La pandémie a définitivement validé le modèle du SaaS. La tendance était déjà engagée avec la gestion des talents, elle s’est poursuivie avec le recrutement à distance, basée sur des solutions de visioconférence, le parcours d’intégration (onboarding) et la formation, eux aussi digitalisés. La crise a aussi rendu incontournable la mise en place d’une digital workplace. Dans un espace unifié, les employés collaborent à distance, partagent de l’information. Cet espace de travail numérique permet, par ailleurs, de maintenir le lien social.

Quels sont les autres impacts de la crise ?
B. C. : Avec la crise, certaines entreprises ont dû geler leur recrutement, favorisant la mobilité interne. L’évolution des compétences devient également un enjeu-clé avec la transformation numérique. Des métiers vont disparaître, d’autres émerger.
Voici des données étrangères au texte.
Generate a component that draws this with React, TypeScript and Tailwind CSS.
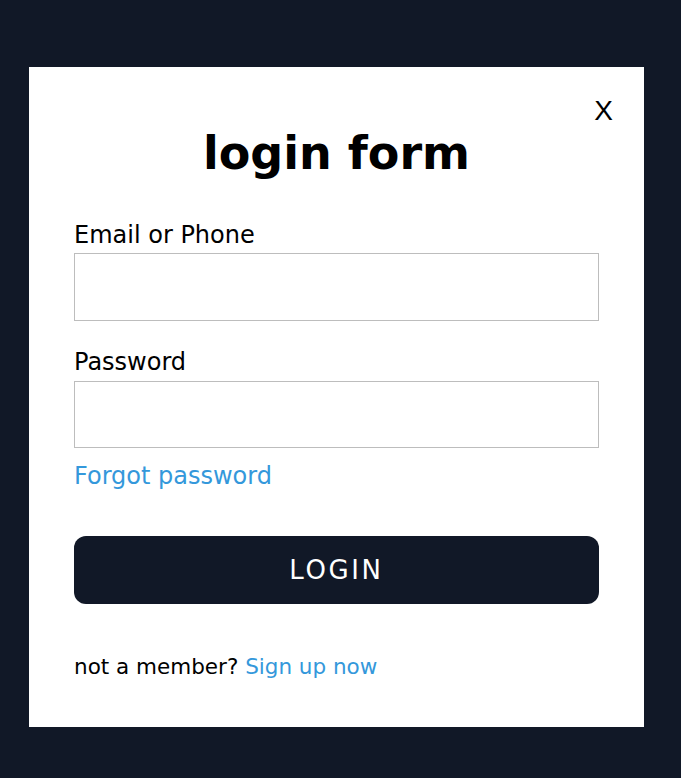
export default function App() {
  return (
    <div className="min-h-screen w-full bg-[#111827] pt-[67px] pl-[29px]" style={{ fontFamily: '"Comic Sans MS", "DejaVu Sans", sans-serif' }}>
      <div className="relative h-[660px] w-[615px] bg-white px-[45px]">
        <button
          className="absolute right-[31px] top-[30px] text-[28px] leading-none text-black"
          style={{ fontFamily: '"Liberation Sans", Arial, sans-serif' }}
        >
          X
        </button>

        <h1 className="pt-[60px] text-center text-[46px] font-bold leading-[52px] text-black">login form</h1>

        <form className="mt-[42px] flex flex-col">
          <label className="text-[24px] leading-[28px] text-black">Email or Phone</label>
          <input type="text" className="mt-1 h-[68px] w-full border border-[#bdbdbd] outline-none" />

          <label className="mt-[27px] text-[24px] leading-[28px] text-black">Password</label>
          <input type="password" className="mt-[5px] h-[67px] w-full border border-[#bdbdbd] outline-none" />

          <a className="mt-[14px] text-[24px] leading-[28px] text-[#3498db]">Forgot password</a>

          <button type="button" className="mt-[46px] h-[68px] w-full rounded-xl bg-[#111827] text-[26px] tracking-widest text-white">
            LOGIN
          </button>

          <p className="mt-[49px] text-[21.5px] leading-[28px] text-black">
            not a member? <a className="text-[#3498db]">Sign up now</a>
          </p>
        </form>
      </div>
    </div>
  );
}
Les entreprises ne peuvent s’appuyer sur les outils traditionnels outils de GPEC aux référentiels complexes, peu ou mal renseignés. Un nombre croissant de solutions font appel à l’intelligence artificielle pour identifier dynamiquement les compétences des collaborateurs, mettre en regard les évolutions de postes possibles puis proposer le meilleur matching. Le collaborateur va autodéclarer ses compétences et l’IA complétera le profil en remontant des compétences cachées. L’IA ne reste qu’une aide à la décision et n’a pas vocation à remplacer le gestionnaire de carrière ou le chargé de recrutement.

Comment améliorer l’expérience collaborateur ?
B. C. : Des entreprises réfléchissent à mettre en oeuvre des dispositifs pour calquer l’expérience collaborateur sur l’expérience client. Il ne suffit pas de rendre l’information accessible au collaborateur, de répondre rapidement à ses demandes mais d’aller plus loin en anticipant ses besoins. Alors qu’un employé s’apprête à déménager ou à prendre un congé maternité, un gestionnaire RH va de façon proactive lui expliquer les démarches à suivre.